The ten stories in Hermann’s debut are said to have been a great success at home (Hermann is a Berliner), but to the Yankee ear they seem to consist, for the most part, of youth, pose, and attitude.

The exception is the fine opener, “The Red Coral Bracelet,” which ought to have been the title story. A German bride, shortly before the 1905 revolution, is taken to St. Petersburg by her husband, a builder of furnaces. Furnaces are so needed in Russia that the husband is away for years—with the result that adultery with the bride occurs, and a birth, but not before a duel, and a death. Years later, the bride’s great-granddaughter, burdened with these mixed and exotic origins—and wearing a bracelet from St. Petersburg—unburdens herself to a shrink and loses the bracelet as its string breaks and “the six hundred and seventy-five coral beads were scattered all over the room.” This wonderful Babel-esque release from history is the theme also of the title story (a Berlin cab driver buys an 18th-century manor house, repairs it, then it burns down), but the characters—ultrahip young adults—are so shallow, thin, and unprepossessing that the allegory has no emotion to take root in. Likewise, in “Hurricane (Something Farewell”), two young women visit a friend who’s gone to live on a tropical island, but the characters are so insensitive and unlikable that the story’s symbols are just exercises in air.
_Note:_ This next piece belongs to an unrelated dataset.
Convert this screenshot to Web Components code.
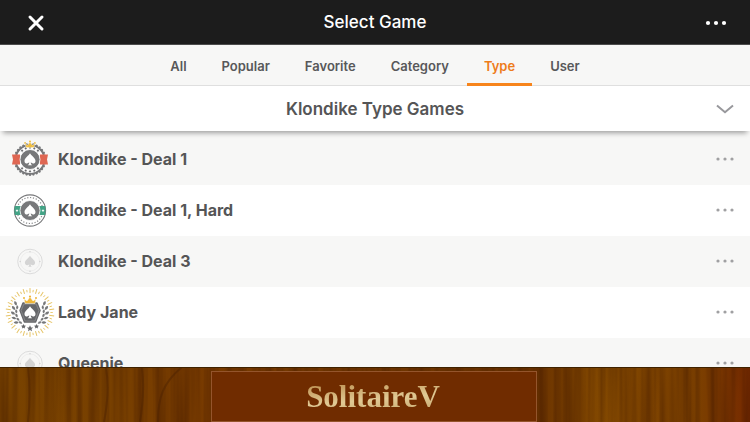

Other pieces, too, seem more riff than depth: In “Sonja,” a strange woman becomes fascinating to a painter; an aging bachelor living in a fleabag hotel in New York meets a girl and doesn’t know what to do (“Hunter Johnson Music”); a girl seduces a famous artist, who’s a near-dwarf (“Camera Obcsura”); and a hatefully cranky old granny dies by catching on fire from a candle (“The End of Something”).

Stories, yes, but without characters a reader can care about, they remain surface only.